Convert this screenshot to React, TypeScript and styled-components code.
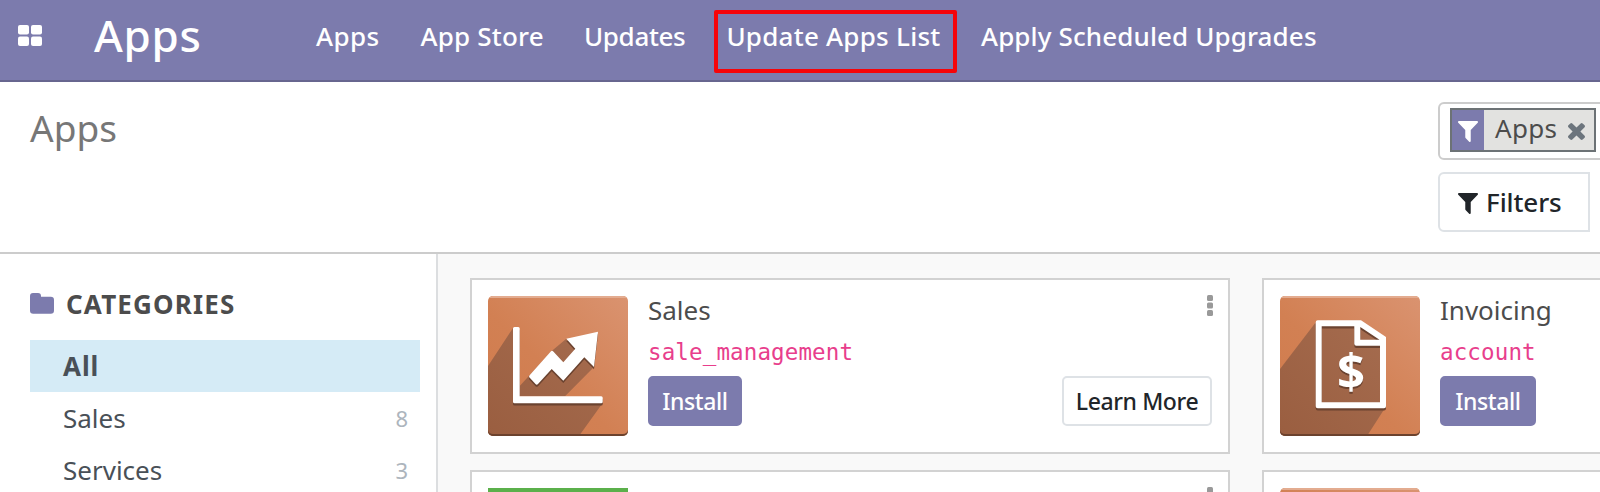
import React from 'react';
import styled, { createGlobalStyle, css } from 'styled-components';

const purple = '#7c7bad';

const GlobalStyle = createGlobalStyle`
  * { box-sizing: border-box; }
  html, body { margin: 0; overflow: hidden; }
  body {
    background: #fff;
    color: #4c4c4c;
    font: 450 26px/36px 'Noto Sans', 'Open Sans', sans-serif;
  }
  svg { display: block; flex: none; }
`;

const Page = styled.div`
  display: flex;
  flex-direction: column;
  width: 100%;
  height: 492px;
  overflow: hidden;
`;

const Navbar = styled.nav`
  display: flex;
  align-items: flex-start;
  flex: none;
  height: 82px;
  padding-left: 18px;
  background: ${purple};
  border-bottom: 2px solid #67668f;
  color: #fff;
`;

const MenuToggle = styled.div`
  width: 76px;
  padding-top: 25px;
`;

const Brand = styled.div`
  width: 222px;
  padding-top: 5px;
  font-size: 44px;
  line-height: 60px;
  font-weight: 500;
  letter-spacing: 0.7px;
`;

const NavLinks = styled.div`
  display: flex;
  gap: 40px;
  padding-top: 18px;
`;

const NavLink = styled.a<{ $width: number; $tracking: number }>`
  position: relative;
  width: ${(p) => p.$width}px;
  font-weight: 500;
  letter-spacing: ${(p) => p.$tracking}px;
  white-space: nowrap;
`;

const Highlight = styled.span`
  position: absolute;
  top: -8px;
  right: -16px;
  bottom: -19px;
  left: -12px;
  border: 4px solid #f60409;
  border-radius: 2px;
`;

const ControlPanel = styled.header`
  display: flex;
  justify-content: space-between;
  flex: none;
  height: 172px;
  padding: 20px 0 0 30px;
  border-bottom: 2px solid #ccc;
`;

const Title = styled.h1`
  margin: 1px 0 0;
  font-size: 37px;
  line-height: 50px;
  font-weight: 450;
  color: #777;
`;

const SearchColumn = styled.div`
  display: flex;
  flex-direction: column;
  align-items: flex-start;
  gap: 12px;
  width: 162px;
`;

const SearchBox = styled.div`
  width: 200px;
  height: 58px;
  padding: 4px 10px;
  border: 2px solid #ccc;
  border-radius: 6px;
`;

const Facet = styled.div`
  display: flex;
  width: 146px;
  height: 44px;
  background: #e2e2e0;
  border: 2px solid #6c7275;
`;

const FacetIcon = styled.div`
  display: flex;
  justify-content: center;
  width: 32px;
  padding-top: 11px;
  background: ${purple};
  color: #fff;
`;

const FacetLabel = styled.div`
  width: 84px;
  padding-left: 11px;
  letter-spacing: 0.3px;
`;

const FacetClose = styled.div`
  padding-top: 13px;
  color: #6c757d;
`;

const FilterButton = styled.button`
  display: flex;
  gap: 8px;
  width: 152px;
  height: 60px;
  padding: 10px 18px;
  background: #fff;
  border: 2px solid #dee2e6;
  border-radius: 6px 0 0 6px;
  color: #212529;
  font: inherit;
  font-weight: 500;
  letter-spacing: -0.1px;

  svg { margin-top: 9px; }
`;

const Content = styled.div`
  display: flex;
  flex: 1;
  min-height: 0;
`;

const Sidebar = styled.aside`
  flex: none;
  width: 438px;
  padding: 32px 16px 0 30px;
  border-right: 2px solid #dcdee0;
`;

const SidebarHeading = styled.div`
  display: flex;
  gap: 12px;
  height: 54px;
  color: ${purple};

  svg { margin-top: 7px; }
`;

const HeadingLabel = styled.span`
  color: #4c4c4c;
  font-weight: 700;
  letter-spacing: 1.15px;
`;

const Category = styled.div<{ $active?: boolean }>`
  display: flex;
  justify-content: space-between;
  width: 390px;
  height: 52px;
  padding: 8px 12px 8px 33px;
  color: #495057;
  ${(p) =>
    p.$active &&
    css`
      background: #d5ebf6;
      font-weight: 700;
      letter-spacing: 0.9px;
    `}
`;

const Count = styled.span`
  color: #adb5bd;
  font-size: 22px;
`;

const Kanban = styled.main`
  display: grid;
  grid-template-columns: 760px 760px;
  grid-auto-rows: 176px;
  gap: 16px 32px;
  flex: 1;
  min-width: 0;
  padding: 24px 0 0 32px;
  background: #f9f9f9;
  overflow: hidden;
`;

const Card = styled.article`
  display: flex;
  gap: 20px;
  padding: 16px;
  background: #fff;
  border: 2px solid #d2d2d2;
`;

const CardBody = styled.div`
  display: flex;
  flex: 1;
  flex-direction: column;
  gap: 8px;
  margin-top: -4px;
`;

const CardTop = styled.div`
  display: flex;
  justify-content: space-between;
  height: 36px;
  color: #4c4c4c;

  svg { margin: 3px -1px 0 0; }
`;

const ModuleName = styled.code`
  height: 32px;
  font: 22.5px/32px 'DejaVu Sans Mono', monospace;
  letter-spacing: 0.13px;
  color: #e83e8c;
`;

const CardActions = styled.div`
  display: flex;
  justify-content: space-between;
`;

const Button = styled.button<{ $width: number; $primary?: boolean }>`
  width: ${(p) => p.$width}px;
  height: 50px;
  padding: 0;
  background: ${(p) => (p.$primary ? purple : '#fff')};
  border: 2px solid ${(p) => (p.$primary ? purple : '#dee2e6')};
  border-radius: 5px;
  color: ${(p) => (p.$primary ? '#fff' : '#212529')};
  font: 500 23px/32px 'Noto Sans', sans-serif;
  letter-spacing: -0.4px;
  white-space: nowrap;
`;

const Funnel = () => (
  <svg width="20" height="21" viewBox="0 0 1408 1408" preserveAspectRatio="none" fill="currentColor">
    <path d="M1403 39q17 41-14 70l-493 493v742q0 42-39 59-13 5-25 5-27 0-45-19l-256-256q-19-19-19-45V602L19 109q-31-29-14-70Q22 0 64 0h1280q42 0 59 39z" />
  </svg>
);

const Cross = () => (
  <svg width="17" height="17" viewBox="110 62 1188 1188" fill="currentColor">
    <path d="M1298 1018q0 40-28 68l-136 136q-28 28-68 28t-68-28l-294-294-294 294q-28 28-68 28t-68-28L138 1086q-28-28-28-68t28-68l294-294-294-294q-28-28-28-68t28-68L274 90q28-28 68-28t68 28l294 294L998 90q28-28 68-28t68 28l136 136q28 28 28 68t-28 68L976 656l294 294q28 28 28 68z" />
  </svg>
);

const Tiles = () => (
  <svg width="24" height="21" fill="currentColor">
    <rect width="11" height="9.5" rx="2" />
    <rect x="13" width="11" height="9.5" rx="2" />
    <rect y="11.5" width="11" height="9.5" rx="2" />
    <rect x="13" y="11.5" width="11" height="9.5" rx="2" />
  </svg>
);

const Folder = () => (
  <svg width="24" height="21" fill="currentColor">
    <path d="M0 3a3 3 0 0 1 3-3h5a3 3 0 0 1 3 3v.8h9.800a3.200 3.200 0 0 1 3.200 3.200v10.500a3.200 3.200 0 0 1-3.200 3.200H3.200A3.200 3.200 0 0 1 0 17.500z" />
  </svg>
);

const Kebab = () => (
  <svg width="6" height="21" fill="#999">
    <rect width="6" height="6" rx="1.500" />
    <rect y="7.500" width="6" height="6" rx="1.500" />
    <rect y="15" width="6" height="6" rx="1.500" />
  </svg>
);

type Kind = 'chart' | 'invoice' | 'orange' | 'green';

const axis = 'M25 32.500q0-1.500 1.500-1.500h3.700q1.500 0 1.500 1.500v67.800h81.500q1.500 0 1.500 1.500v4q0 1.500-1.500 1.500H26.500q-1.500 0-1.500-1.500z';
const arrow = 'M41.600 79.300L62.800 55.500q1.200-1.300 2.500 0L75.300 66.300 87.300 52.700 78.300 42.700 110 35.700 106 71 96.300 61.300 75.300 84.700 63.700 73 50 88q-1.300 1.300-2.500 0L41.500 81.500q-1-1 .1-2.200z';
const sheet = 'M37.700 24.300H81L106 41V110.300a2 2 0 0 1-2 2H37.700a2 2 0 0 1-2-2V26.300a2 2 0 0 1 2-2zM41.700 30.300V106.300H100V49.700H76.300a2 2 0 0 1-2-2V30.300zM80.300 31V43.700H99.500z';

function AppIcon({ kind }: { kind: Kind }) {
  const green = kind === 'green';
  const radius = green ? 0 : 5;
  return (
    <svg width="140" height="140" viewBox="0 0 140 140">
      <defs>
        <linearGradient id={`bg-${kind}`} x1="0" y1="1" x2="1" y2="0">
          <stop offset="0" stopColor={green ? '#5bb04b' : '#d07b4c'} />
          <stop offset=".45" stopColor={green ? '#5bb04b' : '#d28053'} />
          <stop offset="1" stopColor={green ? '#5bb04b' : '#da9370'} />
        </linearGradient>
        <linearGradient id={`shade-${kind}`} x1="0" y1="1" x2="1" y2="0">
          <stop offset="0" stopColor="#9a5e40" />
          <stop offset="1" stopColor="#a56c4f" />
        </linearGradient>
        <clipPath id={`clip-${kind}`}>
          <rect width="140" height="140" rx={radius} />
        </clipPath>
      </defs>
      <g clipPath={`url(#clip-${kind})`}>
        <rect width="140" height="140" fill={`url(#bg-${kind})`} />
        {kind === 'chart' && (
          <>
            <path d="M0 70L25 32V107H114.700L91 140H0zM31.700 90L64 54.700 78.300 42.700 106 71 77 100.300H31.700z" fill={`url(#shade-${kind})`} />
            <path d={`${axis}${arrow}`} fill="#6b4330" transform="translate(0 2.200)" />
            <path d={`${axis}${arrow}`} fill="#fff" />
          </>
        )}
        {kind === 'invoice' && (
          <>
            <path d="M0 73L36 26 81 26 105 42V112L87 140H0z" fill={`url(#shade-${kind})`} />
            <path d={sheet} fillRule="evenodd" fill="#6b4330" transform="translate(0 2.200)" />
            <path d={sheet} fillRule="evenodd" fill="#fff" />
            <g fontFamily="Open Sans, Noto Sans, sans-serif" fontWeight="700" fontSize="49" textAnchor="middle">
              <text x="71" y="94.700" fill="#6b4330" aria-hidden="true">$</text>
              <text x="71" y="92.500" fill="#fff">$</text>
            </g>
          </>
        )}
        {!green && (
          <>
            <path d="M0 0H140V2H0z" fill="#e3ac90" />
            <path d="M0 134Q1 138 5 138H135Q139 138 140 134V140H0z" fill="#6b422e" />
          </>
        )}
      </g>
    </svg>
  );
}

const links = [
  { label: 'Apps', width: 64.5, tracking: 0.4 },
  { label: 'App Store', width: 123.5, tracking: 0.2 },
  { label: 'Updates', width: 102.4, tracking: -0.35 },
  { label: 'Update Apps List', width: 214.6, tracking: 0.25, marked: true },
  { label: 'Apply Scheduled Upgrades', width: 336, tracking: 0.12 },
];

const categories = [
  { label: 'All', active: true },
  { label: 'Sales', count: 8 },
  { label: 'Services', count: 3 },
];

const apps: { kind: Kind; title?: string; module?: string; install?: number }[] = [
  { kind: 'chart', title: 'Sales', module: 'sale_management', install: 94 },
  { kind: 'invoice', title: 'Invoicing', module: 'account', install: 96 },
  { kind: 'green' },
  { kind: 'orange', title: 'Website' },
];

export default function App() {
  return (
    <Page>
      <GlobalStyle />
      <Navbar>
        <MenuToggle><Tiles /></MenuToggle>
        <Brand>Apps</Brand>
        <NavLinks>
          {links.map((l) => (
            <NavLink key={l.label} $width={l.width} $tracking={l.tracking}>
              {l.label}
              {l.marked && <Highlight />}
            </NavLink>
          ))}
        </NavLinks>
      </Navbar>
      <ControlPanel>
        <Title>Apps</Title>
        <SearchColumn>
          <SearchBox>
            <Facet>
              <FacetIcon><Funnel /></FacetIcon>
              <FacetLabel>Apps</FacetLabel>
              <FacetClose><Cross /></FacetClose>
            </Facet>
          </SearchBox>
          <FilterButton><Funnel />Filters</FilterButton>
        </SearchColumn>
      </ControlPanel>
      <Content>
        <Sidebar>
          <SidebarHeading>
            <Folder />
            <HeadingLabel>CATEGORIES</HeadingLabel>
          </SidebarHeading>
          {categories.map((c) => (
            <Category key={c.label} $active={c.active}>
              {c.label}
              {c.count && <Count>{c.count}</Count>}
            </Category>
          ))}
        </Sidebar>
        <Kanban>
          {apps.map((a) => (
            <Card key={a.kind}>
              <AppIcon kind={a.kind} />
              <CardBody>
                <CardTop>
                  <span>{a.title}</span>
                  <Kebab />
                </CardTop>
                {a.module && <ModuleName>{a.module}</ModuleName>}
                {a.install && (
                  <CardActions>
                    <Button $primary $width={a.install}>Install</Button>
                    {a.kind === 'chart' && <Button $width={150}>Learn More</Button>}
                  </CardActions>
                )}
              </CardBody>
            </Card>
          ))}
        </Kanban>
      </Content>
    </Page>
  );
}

▶ **EXERCISE GOAL**
Pictures are excluded; extract exactly the lines from the start of the data through the line that holds "const purple = '#7c7bad';", both ends included.

▶ **EXPECTED OUTPUT**
Convert this screenshot to React, TypeScript and styled-components code.
import React from 'react';
import styled, { createGlobalStyle, css } from 'styled-components';

const purple = '#7c7bad';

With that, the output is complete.